DATA EXCERPT:

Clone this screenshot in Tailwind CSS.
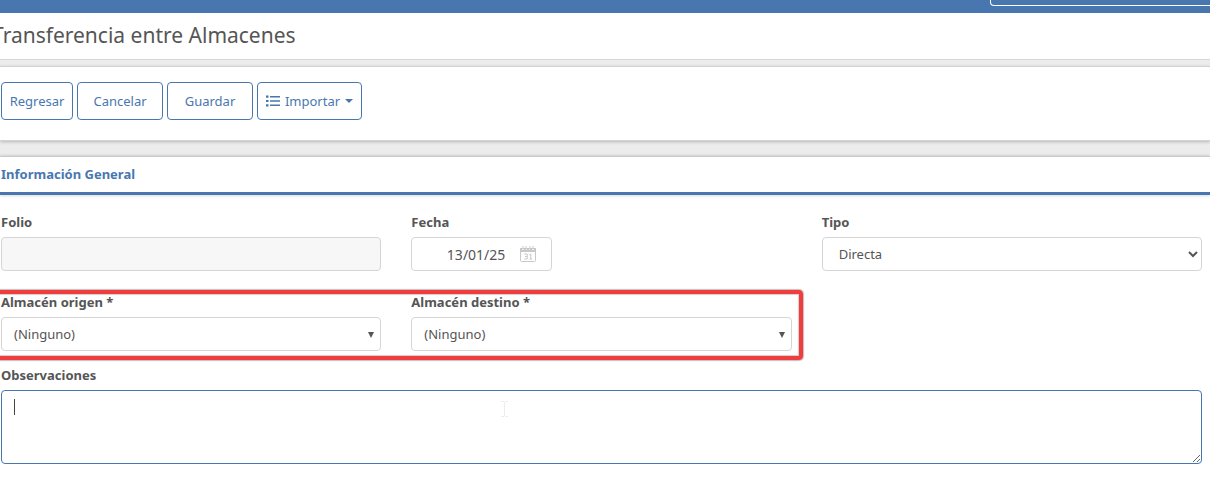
<!DOCTYPE html>
<html lang="es">
<head>
    <meta charset="UTF-8">
    <meta name="viewport" content="width=device-width, initial-scale=1.0">
    <title>Transferencia entre Almacenes</title>
    <script src="https://cdn.jsdelivr.net/npm/@tailwindcss/browser@4"></script>
</head>
<body class="bg-white font-['Trebuchet_MS','Noto_Sans',sans-serif] text-[14px] leading-5 text-[#555] overflow-x-hidden">
    <!-- Top bar -->
    <div class="h-[13px] bg-[#4877b0] flex justify-end items-start">
        <input type="search" aria-label="Buscar" class="w-[220px] h-[6px] border border-t-0 border-r-0 border-white rounded-bl-[4px]">
    </div>

    <!-- Page title -->
    <header class="h-[47px] bg-white border-b border-[#d6d6d6]">
        <h1 class="-ml-2 text-[21px] leading-[45px] whitespace-nowrap">Transferencia entre Almacenes</h1>
    </header>

    <main class="bg-[#ececec] pt-[6px]">
        <!-- Actions -->
        <div class="bg-white border-t border-b border-[#d2d2d2] shadow-[0_1px_3px_rgba(0,0,0,0.22)] pt-[15px] pb-5 pl-px flex gap-1 text-[#4877b0]">
            <button type="button" class="w-[72px] h-[38px] border border-[#4877b0] rounded-[4px] bg-white text-[13px]">Regresar</button>
            <button type="button" class="w-[86px] h-[38px] border border-[#4877b0] rounded-[4px] bg-white text-[13px]">Cancelar</button>
            <button type="button" class="w-[86px] h-[38px] border border-[#4877b0] rounded-[4px] bg-white text-[13px]">Guardar</button>
            <button type="button" class="w-[105px] h-[38px] border border-[#4877b0] rounded-[4px] bg-white text-[13px] flex items-center justify-center gap-[5px]">
                <svg class="w-[14px] h-[12px]" viewBox="0 0 14 12" fill="currentColor" aria-hidden="true">
                    <path d="M0 .5h2.500v2.200H0zM4 1h10v1.600H4zM0 4.900h2.500v2.200H0zM4 5.200h10v1.600H4zM0 9.300h2.500v2.200H0zM4 9.400h10V11H4z"/>
                </svg>
                <span>Importar</span>
                <svg class="w-2 h-1" viewBox="0 0 8 4" fill="currentColor" aria-hidden="true"><path d="M0 0h8L4 4z"/></svg>
            </button>
        </div>

        <!-- General information -->
        <section class="mt-[15px] bg-white border-t border-[#cfcfcf] shadow-[0_0_3px_rgba(0,0,0,0.2)] pb-8">
            <h2 class="h-[38px] pl-px leading-[34px] text-[13px] font-bold text-[#4877b0] border-b-3 border-[#4877b0] shadow-[0_1px_3px_rgba(0,0,0,0.15)]">Información General</h2>

            <form class="pt-[17px] pl-px pr-2">
                <div class="grid grid-cols-3 gap-x-[30px]">
                    <div>
                        <label for="folio" class="block h-[25px] text-[13px] font-bold">Folio</label>
                        <input id="folio" type="text" disabled class="block w-full h-[34px] border border-[#d5d5d5] rounded-[4px] bg-[#f7f7f7]">
                    </div>
                    <div>
                        <label for="fecha" class="block h-[25px] text-[13px] font-bold">Fecha</label>
                        <div class="w-[141px] h-[34px] flex items-center border border-[#d5d5d5] rounded-[4px] bg-white pr-[15px]">
                            <input id="fecha" type="text" value="13/01/25" class="flex-1 min-w-0 h-full pr-[15px] text-right outline-none">
                            <svg class="w-4 h-4" viewBox="0 0 16 16" aria-hidden="true">
                                <path d="M1.500 2.500h13q1 0 1 1v11q0 1-1 1h-13q-1 0-1-1v-11q0-1 1-1z" fill="#fff" stroke="#c8c8c8"/>
                                <path d="M0 2h2v2h2V2h2v2h1V2h2v2h1V2h2v2h2V2h2v4H0zM2.500 0h1v3.500h-1zM5.500 0h1v3.500h-1zM9.500 0h1v3.500h-1zM12.500 0h1v3.500h-1z" fill="#c8c8c8"/>
                                <path d="M4.300 8h2.900v5H4.300M5 10.500h2.200M9.300 9l1.500-1v5M9.500 13h2.700" fill="none" stroke="#c8c8c8"/>
                            </svg>
                        </div>
                    </div>
                    <div>
                        <label for="tipo" class="block h-[25px] text-[13px] font-bold">Tipo</label>
                        <select id="tipo" class="block w-full h-[34px] pl-3 pr-1 border border-[#d5d5d5] rounded-[4px] bg-white text-[13px]">
                            <option>Directa</option>
                        </select>
                    </div>
                </div>

                <div class="grid grid-cols-3 gap-x-[30px] mt-[21px]">
                    <!-- Required warehouses, outlined in red -->
                    <div class="relative col-span-2 grid grid-cols-2 gap-x-[30px]">
                        <div>
                            <label for="origen" class="block h-[25px] text-[13px] font-bold">Almacén origen *</label>
                            <div class="relative">
                                <select id="origen" class="appearance-none block w-full h-[34px] px-3 border border-[#d5d5d5] rounded-[4px] bg-white text-[13px]">
                                    <option>(Ninguno)</option>
                                </select>
                                <svg class="absolute right-[7px] top-[15px] w-[6px] h-[6px] pointer-events-none" viewBox="0 0 6 6" fill="#555" aria-hidden="true"><path d="M0 0h6L3 6z"/></svg>
                            </div>
                        </div>
                        <div>
                            <label for="destino" class="block h-[25px] text-[13px] font-bold">Almacén destino *</label>
                            <div class="relative">
                                <select id="destino" class="appearance-none block w-full h-[34px] px-3 border border-[#d5d5d5] rounded-[4px] bg-white text-[13px]">
                                    <option>(Ninguno)</option>
                                </select>
                                <svg class="absolute right-[7px] top-[15px] w-[6px] h-[6px] pointer-events-none" viewBox="0 0 6 6" fill="#555" aria-hidden="true"><path d="M0 0h6L3 6z"/></svg>
                            </div>
                        </div>
                        <div class="absolute -left-2 -right-[11px] -top-[2px] -bottom-[9px] border-4 border-[#f03e3e] rounded-[4px] shadow-[0_0_1px_1px_rgba(110,90,90,0.4),inset_0_0_1px_1px_rgba(110,90,90,0.3)] pointer-events-none"></div>
                    </div>
                </div>

                <div class="mt-[14px]">
                    <label for="observaciones" class="block h-[25px] text-[13px] font-bold">Observaciones</label>
                    <div class="relative">
                        <textarea id="observaciones" class="block w-full h-[74px] px-3 py-[6px] border border-[#4877b0] rounded-[4px] bg-white outline-none"></textarea>
                        <!-- Text caret -->
                        <span class="absolute left-[13px] top-[9px] w-px h-4 bg-[#444] pointer-events-none"></span>
                        <!-- Mouse pointer -->
                        <svg class="absolute left-[500px] top-[11px] w-[7px] h-4 pointer-events-none" viewBox="0 0 7 16" fill="none" stroke="#ececec" aria-hidden="true"><path d="M0 .5h3M4 .5h3M3.500 1v14M0 15.500h3M4 15.500h3"/></svg>
                    </div>
                </div>
            </form>
        </section>
    </main>
</body>
</html>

WHAT YOU ARE ASKED TO DO: Output the data exactly. Pictures don't belong in the result.

WRITTEN ANSWER:
Clone this screenshot in Tailwind CSS.
<!DOCTYPE html>
<html lang="es">
<head>
    <meta charset="UTF-8">
    <meta name="viewport" content="width=device-width, initial-scale=1.0">
    <title>Transferencia entre Almacenes</title>
    <script src="https://cdn.jsdelivr.net/npm/@tailwindcss/browser@4"></script>
</head>
<body class="bg-white font-['Trebuchet_MS','Noto_Sans',sans-serif] text-[14px] leading-5 text-[#555] overflow-x-hidden">
    <!-- Top bar -->
    <div class="h-[13px] bg-[#4877b0] flex justify-end items-start">
        <input type="search" aria-label="Buscar" class="w-[220px] h-[6px] border border-t-0 border-r-0 border-white rounded-bl-[4px]">
    </div>

    <!-- Page title -->
    <header class="h-[47px] bg-white border-b border-[#d6d6d6]">
        <h1 class="-ml-2 text-[21px] leading-[45px] whitespace-nowrap">Transferencia entre Almacenes</h1>
    </header>

    <main class="bg-[#ececec] pt-[6px]">
        <!-- Actions -->
        <div class="bg-white border-t border-b border-[#d2d2d2] shadow-[0_1px_3px_rgba(0,0,0,0.22)] pt-[15px] pb-5 pl-px flex gap-1 text-[#4877b0]">
            <button type="button" class="w-[72px] h-[38px] border border-[#4877b0] rounded-[4px] bg-white text-[13px]">Regresar</button>
            <button type="button" class="w-[86px] h-[38px] border border-[#4877b0] rounded-[4px] bg-white text-[13px]">Cancelar</button>
            <button type="button" class="w-[86px] h-[38px] border border-[#4877b0] rounded-[4px] bg-white text-[13px]">Guardar</button>
            <button type="button" class="w-[105px] h-[38px] border border-[#4877b0] rounded-[4px] bg-white text-[13px] flex items-center justify-center gap-[5px]">
                <svg class="w-[14px] h-[12px]" viewBox="0 0 14 12" fill="currentColor" aria-hidden="true">
                    <path d="M0 .5h2.500v2.200H0zM4 1h10v1.600H4zM0 4.900h2.500v2.200H0zM4 5.200h10v1.600H4zM0 9.300h2.500v2.200H0zM4 9.400h10V11H4z"/>
                </svg>
                <span>Importar</span>
                <svg class="w-2 h-1" viewBox="0 0 8 4" fill="currentColor" aria-hidden="true"><path d="M0 0h8L4 4z"/></svg>
            </button>
        </div>

        <!-- General information -->
        <section class="mt-[15px] bg-white border-t border-[#cfcfcf] shadow-[0_0_3px_rgba(0,0,0,0.2)] pb-8">
            <h2 class="h-[38px] pl-px leading-[34px] text-[13px] font-bold text-[#4877b0] border-b-3 border-[#4877b0] shadow-[0_1px_3px_rgba(0,0,0,0.15)]">Información General</h2>

            <form class="pt-[17px] pl-px pr-2">
                <div class="grid grid-cols-3 gap-x-[30px]">
                    <div>
                        <label for="folio" class="block h-[25px] text-[13px] font-bold">Folio</label>
                        <input id="folio" type="text" disabled class="block w-full h-[34px] border border-[#d5d5d5] rounded-[4px] bg-[#f7f7f7]">
                    </div>
                    <div>
                        <label for="fecha" class="block h-[25px] text-[13px] font-bold">Fecha</label>
                        <div class="w-[141px] h-[34px] flex items-center border border-[#d5d5d5] rounded-[4px] bg-white pr-[15px]">
                            <input id="fecha" type="text" value="13/01/25" class="flex-1 min-w-0 h-full pr-[15px] text-right outline-none">
                            <svg class="w-4 h-4" viewBox="0 0 16 16" aria-hidden="true">
                                <path d="M1.500 2.500h13q1 0 1 1v11q0 1-1 1h-13q-1 0-1-1v-11q0-1 1-1z" fill="#fff" stroke="#c8c8c8"/>
                                <path d="M0 2h2v2h2V2h2v2h1V2h2v2h1V2h2v2h2V2h2v4H0zM2.500 0h1v3.500h-1zM5.500 0h1v3.500h-1zM9.500 0h1v3.500h-1zM12.500 0h1v3.500h-1z" fill="#c8c8c8"/>
                                <path d="M4.300 8h2.900v5H4.300M5 10.500h2.200M9.300 9l1.500-1v5M9.500 13h2.700" fill="none" stroke="#c8c8c8"/>
                            </svg>
                        </div>
                    </div>
                    <div>
                        <label for="tipo" class="block h-[25px] text-[13px] font-bold">Tipo</label>
                        <select id="tipo" class="block w-full h-[34px] pl-3 pr-1 border border-[#d5d5d5] rounded-[4px] bg-white text-[13px]">
                            <option>Directa</option>
                        </select>
                    </div>
                </div>

                <div class="grid grid-cols-3 gap-x-[30px] mt-[21px]">
                    <!-- Required warehouses, outlined in red -->
                    <div class="relative col-span-2 grid grid-cols-2 gap-x-[30px]">
                        <div>
                            <label for="origen" class="block h-[25px] text-[13px] font-bold">Almacén origen *</label>
                            <div class="relative">
                                <select id="origen" class="appearance-none block w-full h-[34px] px-3 border border-[#d5d5d5] rounded-[4px] bg-white text-[13px]">
                                    <option>(Ninguno)</option>
                                </select>
                                <svg class="absolute right-[7px] top-[15px] w-[6px] h-[6px] pointer-events-none" viewBox="0 0 6 6" fill="#555" aria-hidden="true"><path d="M0 0h6L3 6z"/></svg>
                            </div>
                        </div>
                        <div>
                            <label for="destino" class="block h-[25px] text-[13px] font-bold">Almacén destino *</label>
                            <div class="relative">
                                <select id="destino" class="appearance-none block w-full h-[34px] px-3 border border-[#d5d5d5] rounded-[4px] bg-white text-[13px]">
                                    <option>(Ninguno)</option>
                                </select>
                                <svg class="absolute right-[7px] top-[15px] w-[6px] h-[6px] pointer-events-none" viewBox="0 0 6 6" fill="#555" aria-hidden="true"><path d="M0 0h6L3 6z"/></svg>
                            </div>
                        </div>
                        <div class="absolute -left-2 -right-[11px] -top-[2px] -bottom-[9px] border-4 border-[#f03e3e] rounded-[4px] shadow-[0_0_1px_1px_rgba(110,90,90,0.4),inset_0_0_1px_1px_rgba(110,90,90,0.3)] pointer-events-none"></div>
                    </div>
                </div>

                <div class="mt-[14px]">
                    <label for="observaciones" class="block h-[25px] text-[13px] font-bold">Observaciones</label>
                    <div class="relative">
                        <textarea id="observaciones" class="block w-full h-[74px] px-3 py-[6px] border border-[#4877b0] rounded-[4px] bg-white outline-none"></textarea>
                        <!-- Text caret -->
                        <span class="absolute left-[13px] top-[9px] w-px h-4 bg-[#444] pointer-events-none"></span>
                        <!-- Mouse pointer -->
                        <svg class="absolute left-[500px] top-[11px] w-[7px] h-4 pointer-events-none" viewBox="0 0 7 16" fill="none" stroke="#ececec" aria-hidden="true"><path d="M0 .5h3M4 .5h3M3.500 1v14M0 15.500h3M4 15.500h3"/></svg>
                    </div>
                </div>
            </form>
        </section>
    </main>
</body>
</html>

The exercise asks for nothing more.